**WORK REQUIRED:** Copy out all the lines exactly. Omit pictures.

**DATASET EXCERPT:**
--*--

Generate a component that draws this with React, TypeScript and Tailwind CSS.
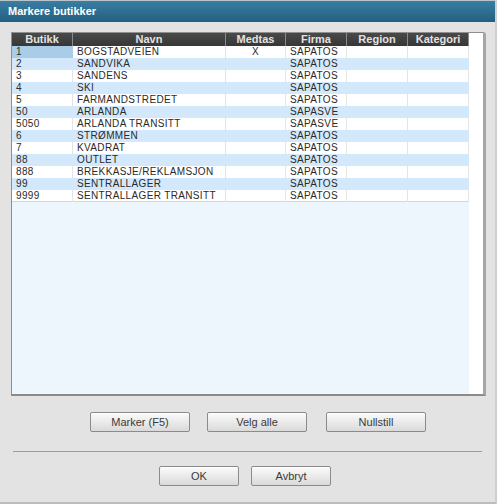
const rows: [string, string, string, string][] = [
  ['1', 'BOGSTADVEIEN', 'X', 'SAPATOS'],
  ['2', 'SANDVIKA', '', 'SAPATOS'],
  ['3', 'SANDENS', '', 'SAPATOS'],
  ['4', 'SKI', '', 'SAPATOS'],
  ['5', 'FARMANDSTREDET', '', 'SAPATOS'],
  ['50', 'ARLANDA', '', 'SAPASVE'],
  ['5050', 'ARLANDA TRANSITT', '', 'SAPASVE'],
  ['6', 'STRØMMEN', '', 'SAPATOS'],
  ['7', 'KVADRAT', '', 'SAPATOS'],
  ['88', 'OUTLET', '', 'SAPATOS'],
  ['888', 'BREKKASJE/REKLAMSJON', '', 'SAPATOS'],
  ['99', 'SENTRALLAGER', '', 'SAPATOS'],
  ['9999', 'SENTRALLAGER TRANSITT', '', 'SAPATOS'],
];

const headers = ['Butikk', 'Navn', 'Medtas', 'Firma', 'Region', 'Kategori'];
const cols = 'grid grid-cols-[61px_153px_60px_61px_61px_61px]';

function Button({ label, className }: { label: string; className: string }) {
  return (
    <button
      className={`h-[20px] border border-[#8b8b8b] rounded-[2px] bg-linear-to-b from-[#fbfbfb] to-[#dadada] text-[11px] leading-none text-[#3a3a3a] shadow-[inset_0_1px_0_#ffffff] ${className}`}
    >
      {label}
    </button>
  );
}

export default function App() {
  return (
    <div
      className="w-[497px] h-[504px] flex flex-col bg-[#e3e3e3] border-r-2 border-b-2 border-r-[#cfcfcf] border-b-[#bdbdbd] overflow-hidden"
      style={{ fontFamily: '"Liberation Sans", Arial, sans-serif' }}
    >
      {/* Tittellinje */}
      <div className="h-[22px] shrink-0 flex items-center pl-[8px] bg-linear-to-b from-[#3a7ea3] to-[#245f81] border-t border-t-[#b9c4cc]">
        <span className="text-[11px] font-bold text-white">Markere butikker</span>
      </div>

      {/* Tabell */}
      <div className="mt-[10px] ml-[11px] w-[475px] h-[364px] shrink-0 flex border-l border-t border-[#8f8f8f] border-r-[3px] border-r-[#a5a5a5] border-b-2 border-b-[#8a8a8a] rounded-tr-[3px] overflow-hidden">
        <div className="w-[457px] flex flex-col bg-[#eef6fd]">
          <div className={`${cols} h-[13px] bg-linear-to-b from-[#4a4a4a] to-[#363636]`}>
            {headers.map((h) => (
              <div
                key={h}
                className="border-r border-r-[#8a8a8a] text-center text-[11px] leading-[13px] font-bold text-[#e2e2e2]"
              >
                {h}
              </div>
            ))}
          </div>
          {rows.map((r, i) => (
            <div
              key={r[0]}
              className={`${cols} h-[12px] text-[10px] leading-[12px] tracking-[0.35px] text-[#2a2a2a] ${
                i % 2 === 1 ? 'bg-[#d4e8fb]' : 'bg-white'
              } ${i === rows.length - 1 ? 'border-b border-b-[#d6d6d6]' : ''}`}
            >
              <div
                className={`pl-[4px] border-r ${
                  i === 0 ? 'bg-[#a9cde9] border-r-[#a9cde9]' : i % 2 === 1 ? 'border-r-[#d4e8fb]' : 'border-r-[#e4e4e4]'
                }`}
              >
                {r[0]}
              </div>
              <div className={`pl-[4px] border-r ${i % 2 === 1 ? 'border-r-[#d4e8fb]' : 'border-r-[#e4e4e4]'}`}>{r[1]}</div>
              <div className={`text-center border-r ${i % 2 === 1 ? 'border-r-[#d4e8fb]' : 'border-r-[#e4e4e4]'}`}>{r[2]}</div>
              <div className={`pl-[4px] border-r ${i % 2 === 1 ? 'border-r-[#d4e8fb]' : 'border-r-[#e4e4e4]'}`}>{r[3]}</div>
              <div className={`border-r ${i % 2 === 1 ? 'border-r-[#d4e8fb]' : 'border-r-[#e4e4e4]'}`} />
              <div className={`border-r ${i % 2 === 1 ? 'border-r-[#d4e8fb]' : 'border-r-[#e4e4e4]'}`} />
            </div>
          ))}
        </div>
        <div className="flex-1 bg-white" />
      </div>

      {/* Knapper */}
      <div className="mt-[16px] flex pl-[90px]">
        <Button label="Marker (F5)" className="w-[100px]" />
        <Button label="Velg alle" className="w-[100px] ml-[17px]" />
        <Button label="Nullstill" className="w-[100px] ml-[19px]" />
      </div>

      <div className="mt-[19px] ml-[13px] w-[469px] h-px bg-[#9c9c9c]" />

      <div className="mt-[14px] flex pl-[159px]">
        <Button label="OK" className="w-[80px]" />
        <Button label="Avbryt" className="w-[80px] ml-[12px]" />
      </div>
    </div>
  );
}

--*--

**SOLVED PROBLEM:**
Generate a component that draws this with React, TypeScript and Tailwind CSS.
const rows: [string, string, string, string][] = [
  ['1', 'BOGSTADVEIEN', 'X', 'SAPATOS'],
  ['2', 'SANDVIKA', '', 'SAPATOS'],
  ['3', 'SANDENS', '', 'SAPATOS'],
  ['4', 'SKI', '', 'SAPATOS'],
  ['5', 'FARMANDSTREDET', '', 'SAPATOS'],
  ['50', 'ARLANDA', '', 'SAPASVE'],
  ['5050', 'ARLANDA TRANSITT', '', 'SAPASVE'],
  ['6', 'STRØMMEN', '', 'SAPATOS'],
  ['7', 'KVADRAT', '', 'SAPATOS'],
  ['88', 'OUTLET', '', 'SAPATOS'],
  ['888', 'BREKKASJE/REKLAMSJON', '', 'SAPATOS'],
  ['99', 'SENTRALLAGER', '', 'SAPATOS'],
  ['9999', 'SENTRALLAGER TRANSITT', '', 'SAPATOS'],
];

const headers = ['Butikk', 'Navn', 'Medtas', 'Firma', 'Region', 'Kategori'];
const cols = 'grid grid-cols-[61px_153px_60px_61px_61px_61px]';

function Button({ label, className }: { label: string; className: string }) {
  return (
    <button
      className={`h-[20px] border border-[#8b8b8b] rounded-[2px] bg-linear-to-b from-[#fbfbfb] to-[#dadada] text-[11px] leading-none text-[#3a3a3a] shadow-[inset_0_1px_0_#ffffff] ${className}`}
    >
      {label}
    </button>
  );
}

export default function App() {
  return (
    <div
      className="w-[497px] h-[504px] flex flex-col bg-[#e3e3e3] border-r-2 border-b-2 border-r-[#cfcfcf] border-b-[#bdbdbd] overflow-hidden"
      style={{ fontFamily: '"Liberation Sans", Arial, sans-serif' }}
    >
      {/* Tittellinje */}
      <div className="h-[22px] shrink-0 flex items-center pl-[8px] bg-linear-to-b from-[#3a7ea3] to-[#245f81] border-t border-t-[#b9c4cc]">
        <span className="text-[11px] font-bold text-white">Markere butikker</span>
      </div>

      {/* Tabell */}
      <div className="mt-[10px] ml-[11px] w-[475px] h-[364px] shrink-0 flex border-l border-t border-[#8f8f8f] border-r-[3px] border-r-[#a5a5a5] border-b-2 border-b-[#8a8a8a] rounded-tr-[3px] overflow-hidden">
        <div className="w-[457px] flex flex-col bg-[#eef6fd]">
          <div className={`${cols} h-[13px] bg-linear-to-b from-[#4a4a4a] to-[#363636]`}>
            {headers.map((h) => (
              <div
                key={h}
                className="border-r border-r-[#8a8a8a] text-center text-[11px] leading-[13px] font-bold text-[#e2e2e2]"
              >
                {h}
              </div>
            ))}
          </div>
          {rows.map((r, i) => (
            <div
              key={r[0]}
              className={`${cols} h-[12px] text-[10px] leading-[12px] tracking-[0.35px] text-[#2a2a2a] ${
                i % 2 === 1 ? 'bg-[#d4e8fb]' : 'bg-white'
              } ${i === rows.length - 1 ? 'border-b border-b-[#d6d6d6]' : ''}`}
            >
              <div
                className={`pl-[4px] border-r ${
                  i === 0 ? 'bg-[#a9cde9] border-r-[#a9cde9]' : i % 2 === 1 ? 'border-r-[#d4e8fb]' : 'border-r-[#e4e4e4]'
                }`}
              >
                {r[0]}
              </div>
              <div className={`pl-[4px] border-r ${i % 2 === 1 ? 'border-r-[#d4e8fb]' : 'border-r-[#e4e4e4]'}`}>{r[1]}</div>
              <div className={`text-center border-r ${i % 2 === 1 ? 'border-r-[#d4e8fb]' : 'border-r-[#e4e4e4]'}`}>{r[2]}</div>
              <div className={`pl-[4px] border-r ${i % 2 === 1 ? 'border-r-[#d4e8fb]' : 'border-r-[#e4e4e4]'}`}>{r[3]}</div>
              <div className={`border-r ${i % 2 === 1 ? 'border-r-[#d4e8fb]' : 'border-r-[#e4e4e4]'}`} />
              <div className={`border-r ${i % 2 === 1 ? 'border-r-[#d4e8fb]' : 'border-r-[#e4e4e4]'}`} />
            </div>
          ))}
        </div>
        <div className="flex-1 bg-white" />
      </div>

      {/* Knapper */}
      <div className="mt-[16px] flex pl-[90px]">
        <Button label="Marker (F5)" className="w-[100px]" />
        <Button label="Velg alle" className="w-[100px] ml-[17px]" />
        <Button label="Nullstill" className="w-[100px] ml-[19px]" />
      </div>

      <div className="mt-[19px] ml-[13px] w-[469px] h-px bg-[#9c9c9c]" />

      <div className="mt-[14px] flex pl-[159px]">
        <Button label="OK" className="w-[80px]" />
        <Button label="Avbryt" className="w-[80px] ml-[12px]" />
      </div>
    </div>
  );
}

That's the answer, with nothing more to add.